Младший милиционер перехватил Оскара за локоть и отвел его к клетке в дальнем углу комнаты. Для клетки она выглядела довольно безобидно, напоминая скорее большую кладовку. Между прутьями зияли столь щедрые зазоры, что Оскар — ну не Оскар, но человек габаритов, скажем, Яши — мог, казалось, запросто выйти наружу. На зеленой задней стене даже имелся календарь, за 1988 год, с котиками.
Впрочем, молодой милиционер не собирался бросать Лунквиста за решетку. Вместо этого он вытащил из ящика стола пару наручников, пропустил руки задержанного через прутья и приторочил его таким манером к клетке снаружи. Усач очистил дальний угол двойного стола от мусора, взгромоздился на него спиной к Лунквисту и закурил. Милиционер постарше тем временем уселся за стол с ближней стороны и принялся прилежно заполнять какой-то документ. Перед ним стоял еще один, настольный, календарь, на который он периодически, не переставая писать, посматривал. Этот устарел ровно час назад. «Декабрь 1999» изображал медсестру, возвращающую к жизни двух безголовых, но очень здоровых пациентов одновременно.

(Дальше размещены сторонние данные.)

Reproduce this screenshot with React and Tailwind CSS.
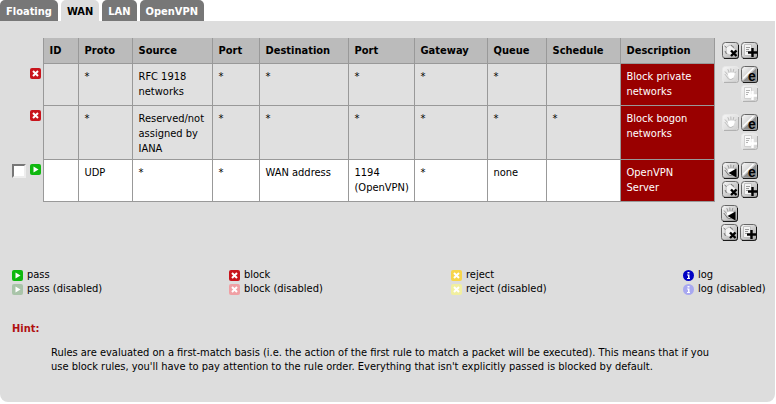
import React, { useState } from 'react';

const tabs = ['Floating', 'WAN', 'LAN', 'OpenVPN'];

const columns = ['ID', 'Proto', 'Source', 'Port', 'Destination', 'Port', 'Gateway', 'Queue', 'Schedule'];

const rules = [
    {
        action: 'block',
        cells: ['', '*', 'RFC 1918 networks', '*', '*', '*', '*', '*', ''],
        description: 'Block private networks',
        locked: true,
    },
    {
        action: 'block',
        cells: ['', '*', 'Reserved/not assigned by IANA', '*', '*', '*', '*', '*', '*'],
        description: 'Block bogon networks',
        locked: true,
    },
    {
        action: 'pass',
        cells: ['', 'UDP', '*', '*', 'WAN address', '1194 (OpenVPN)', '*', 'none', ''],
        description: 'OpenVPN Server',
        locked: false,
    },
];

const legend = ['pass', 'block', 'reject', 'log'];

const statusColors = {
    pass: ['#0fb80f', '#a9c4a9'],
    block: ['#c8141c', '#f0a0a4'],
    reject: ['#f7d54a', '#f1efa0'],
    log: ['#0000c4', '#a8a8f0'],
};

function StatusIcon({ type, disabled }) {
    const fill = statusColors[type][disabled ? 1 : 0];
    return (
        <svg className="block h-[11px] w-[11px] shrink-0" viewBox="0 0 11 11" aria-hidden="true">
            {type === 'log' ? (
                <circle cx="5.5" cy="5.5" r="5.5" fill={fill} />
            ) : (
                <rect width="11" height="11" rx="2" fill={fill} />
            )}
            {type === 'pass' && <path d="M3.5 2.5v6l5-3z" fill="#fff" />}
            {(type === 'block' || type === 'reject') && (
                <path d="M3 3l5 5M8 3l-5 5" stroke="#fff" strokeWidth="2" />
            )}
            {type === 'log' && <path d="M4.5 2h2v1.5h-2zM4 4.5h2.5V8H7v1H4V8h1V5.5H4z" fill="#fff" />}
        </svg>
    );
}

function ToolGlyph({ type, faded }) {
    if (type === 'move') {
        return (
            <>
                <path
                    d="M3 5.5l3 3.5M5.8 3.2l1.8 4.3M8.8 2.5l.2 4.5M11.8 3l-1 4M14 5.5l-2 2.5"
                    stroke={faded ? '#bbb' : '#999'}
                    strokeWidth="1"
                    fill="none"
                />
                <path d="M5.5 8l2-1.500h4l1.500 1-1.500 4-2 1.500h-2z" fill="#fff" />
                <path
                    d="M2.8 8l3.7 5q2.5 1.5 5-.8"
                    stroke={faded ? '#c0c0c0' : '#777'}
                    strokeWidth="1"
                    fill="none"
                />
                {!faded && <path d="M6.5 11l8-4.5v9z" fill="#000" />}
            </>
        );
    }
    if (type === 'edit') {
        return (
            <>
                <path d="M1.5 15.5L15.5 2v13.5z" fill="#8e8e8e" />
                <path d="M2 12.5L12.5 2" stroke="#fff" strokeWidth="1.5" />
                <text x="7" y="15" fontSize="14" fontWeight="bold" fontFamily="Liberation Sans, sans-serif" fill="#000">
                    e
                </text>
            </>
        );
    }
    if (type === 'delete') {
        return (
            <>
                <path d="M4 5.5l4-2.5 5.5 4.5-4.5 6-4.5-2z" fill="#f4f4f4" stroke="#c4c4c4" />
                <path d="M2.5 4l2 1.5M3 9l1.5 3M9 3l3 2.5" stroke="#777" />
                <path d="M9 8.5l5.5 5.5M14.5 8.5l-5.5 5.5" stroke="#000" strokeWidth="2.4" />
            </>
        );
    }
    return (
        <>
            <path d="M3.5 2.5h7v11h-7z" fill={faded ? '#fafafa' : '#f4f4f4'} stroke={faded ? '#d0d0d0' : '#c0c0c0'} />
            <path d="M5 5.5h4M5 7.5h3M5 9.5h2" stroke={faded ? '#b4b4b4' : '#999'} />
            <path d="M11.5 6v9M7 10.5h9" stroke={faded ? '#fff' : '#000'} strokeWidth="2.4" />
        </>
    );
}

function ToolButton({ type, label, faded }) {
    return (
        <button type="button" aria-label={label} disabled={faded} className="block h-[17px] w-[17px]">
            <svg className="block h-[17px] w-[17px]" viewBox="0 0 17 17" aria-hidden="true">
                <defs>
                    <linearGradient id={faded ? 'metalFaded' : 'metal'} x1="0" y1="0" x2="1" y2="1">
                        <stop offset="0" stopColor={faded ? '#f6f6f6' : '#fafafa'} />
                        <stop offset="1" stopColor={faded ? '#cfcfcf' : '#a4a4a4'} />
                    </linearGradient>
                </defs>
                <rect
                    x="0.5"
                    y="0.5"
                    width="16"
                    height="16"
                    rx="3"
                    fill={faded ? 'url(#metalFaded)' : 'url(#metal)'}
                    stroke={faded ? '#e9e9e9' : '#666'}
                />
                <path
                    d="M2 16.4h12.5q2 0 2-2V3"
                    fill="none"
                    stroke={faded ? '#aaa' : '#111'}
                    strokeWidth="1"
                />
                <ToolGlyph type={type} faded={faded} />
            </svg>
        </button>
    );
}

function Tools({ children }) {
    return <div className="grid grid-cols-[17px_17px] gap-[2px] pl-[7px]">{children}</div>;
}

function RuleRow({ rule }) {
    const [checked, setChecked] = useState(false);
    const cellColor = rule.locked ? 'bg-[#e0e0e0]' : 'bg-white';

    return (
        <tr className="h-[42px] align-top">
            <td className="pt-[5px]">
                <div className="flex justify-end gap-1 pr-[2px]">
                    {!rule.locked && (
                        <input
                            type="checkbox"
                            aria-label={`Select ${rule.description}`}
                            checked={checked}
                            onChange={(e) => setChecked(e.target.checked)}
                            className="h-[14px] w-[14px] appearance-none border-2 border-t-[#777] border-r-[#eee] border-b-[#eee] border-l-[#777] bg-white checked:bg-gray-600"
                        />
                    )}
                    <StatusIcon type={rule.action} />
                </div>
            </td>
            {rule.cells.map((cell, index) => (
                <td key={index} className={`border border-[#999] pt-[5px] pr-1 pb-[3px] pl-[6px] ${cellColor}`}>
                    {cell}
                </td>
            ))}
            <td className="border border-[#999] bg-[#900] pt-[5px] pr-5 pb-[3px] pl-[6px] text-white">
                {rule.description}
            </td>
            <td className="align-middle">
                <Tools>
                    <ToolButton type="move" label="Move rules before this one" faded={rule.locked} />
                    <ToolButton type="edit" label="Edit rule" />
                    {rule.locked ? <span /> : <ToolButton type="delete" label="Delete rule" />}
                    <ToolButton type="add" label="Add rule based on this one" faded={rule.locked} />
                </Tools>
            </td>
        </tr>
    );
}

function App() {
    const [active, setActive] = useState('WAN');

    return (
        <div className="min-h-screen bg-white pr-px font-['DejaVu_Sans_Condensed','DejaVu_Sans',sans-serif] text-[11px] leading-[15px] text-black">
            <nav className="flex gap-[3px]">
                {tabs.map((tab) => (
                    <button
                        key={tab}
                        type="button"
                        onClick={() => setActive(tab)}
                        className={`h-[21px] rounded-t-[5px] px-[6px] pt-px font-bold ${active === tab ? 'bg-[#ddd] text-black' : 'bg-[#777] text-white'}`}
                    >
                        {tab}
                    </button>
                ))}
            </nav>

            <main className="rounded-b-lg bg-[#ddd] pt-[17px] pb-7">
                <table className="w-full table-fixed border-collapse">
                    <colgroup>
                        <col className="w-[43px]" />
                        <col className="w-[35px]" />
                        <col className="w-[54px]" />
                        <col className="w-[80px]" />
                        <col className="w-[47px]" />
                        <col className="w-[89px]" />
                        <col className="w-[66px]" />
                        <col className="w-[73px]" />
                        <col className="w-[59px]" />
                        <col className="w-[74px]" />
                        <col />
                        <col className="w-[61px]" />
                    </colgroup>
                    <thead>
                        <tr className="h-[25px] text-left">
                            <td />
                            {columns.map((name, index) => (
                                <th key={index} className="border border-t-0 border-[#999] bg-[#bbb] pt-px pl-[6px]">
                                    {name}
                                </th>
                            ))}
                            <th className="border border-t-0 border-[#999] bg-[#bbb] pt-px pl-[6px]">Description</th>
                            <td>
                                <Tools>
                                    <ToolButton type="delete" label="Delete selected rules" />
                                    <ToolButton type="add" label="Add new rule" />
                                </Tools>
                            </td>
                        </tr>
                    </thead>
                    <tbody>
                        {rules.map((rule) => (
                            <RuleRow key={rule.description} rule={rule} />
                        ))}
                        <tr>
                            <td colSpan={11} />
                            <td className="pt-1">
                                <Tools>
                                    <ToolButton type="move" label="Move selected rules to end" />
                                    <span />
                                    <ToolButton type="delete" label="Delete selected rules" />
                                    <ToolButton type="add" label="Add new rule" />
                                </Tools>
                            </td>
                        </tr>
                    </tbody>
                </table>

                <ul className="mt-[27px] grid grid-cols-[217fr_222fr_232fr_92fr] pl-3 leading-[14px]">
                    {legend.map((name) => (
                        <li key={name} className="whitespace-nowrap">
                            <div className="flex items-center gap-1">
                                <StatusIcon type={name} />
                                {name}
                            </div>
                            <div className="flex items-center gap-1">
                                <StatusIcon type={name} disabled />
                                {name} (disabled)
                            </div>
                        </li>
                    ))}
                </ul>

                <section className="mt-[26px] pl-3 leading-[14px]">
                    <h2 className="font-bold text-[#b01010]">Hint:</h2>
                    <p className="mt-[10px] pr-[56px] pl-[39px]">
                        Rules are evaluated on a first-match basis (i.e. the action of the first rule to match a packet will be
                        executed). This means that if you use block rules, you'll have to pay attention to the rule order.
                        Everything that isn't explicitly passed is blocked by default.
                    </p>
                </section>
            </main>
        </div>
    );
}

export default App;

Ну и ничего страшного, подумал Оскар. Сейчас я просто попрошу их позвонить в отель, и…
Он не уловил момента, когда в контакт с мягкими складками его живота вошел кулак. Только ядовитую звезду боли, разошедшуюся от точки удара. Желчь заплясала на языке, мягкие разряды прошли по рукам и ногам, но все это было вторично по сравнению с бунтом, который поднял его потрясенный желудок.
— Опа! — воскликнул усатый милиционер, как официант в греческом ресторане, и развернулся, не слезая со стола. Молодой — это он меня ударил, бесстрастно подумал Оскар — тряс кулаком, описывая им мелкие круги.
— За что? — завопил Оскар. Кислород возвращался в легкие беспорядочными, неравными дозами. — Почему?
— Мууу, — повторил старший ласково, заканчивая заполнять документ и со смаком его подписывая. — Мууу. A nu-ka v'ebosh' emu esche razok, chtob ne vyakal.
Усатый, вконец зачарованный происходящим, слез со стола и подошел поближе — полюбоваться.
Младший замахнулся опять, но коллега отпихнул его в сторону, в результате оба чуть не свалились на пол, а старший, глядя на это, мелко захихикал. Только теперь до Оскара дошло, что все трое были чудовищно, неописуемо пьяны.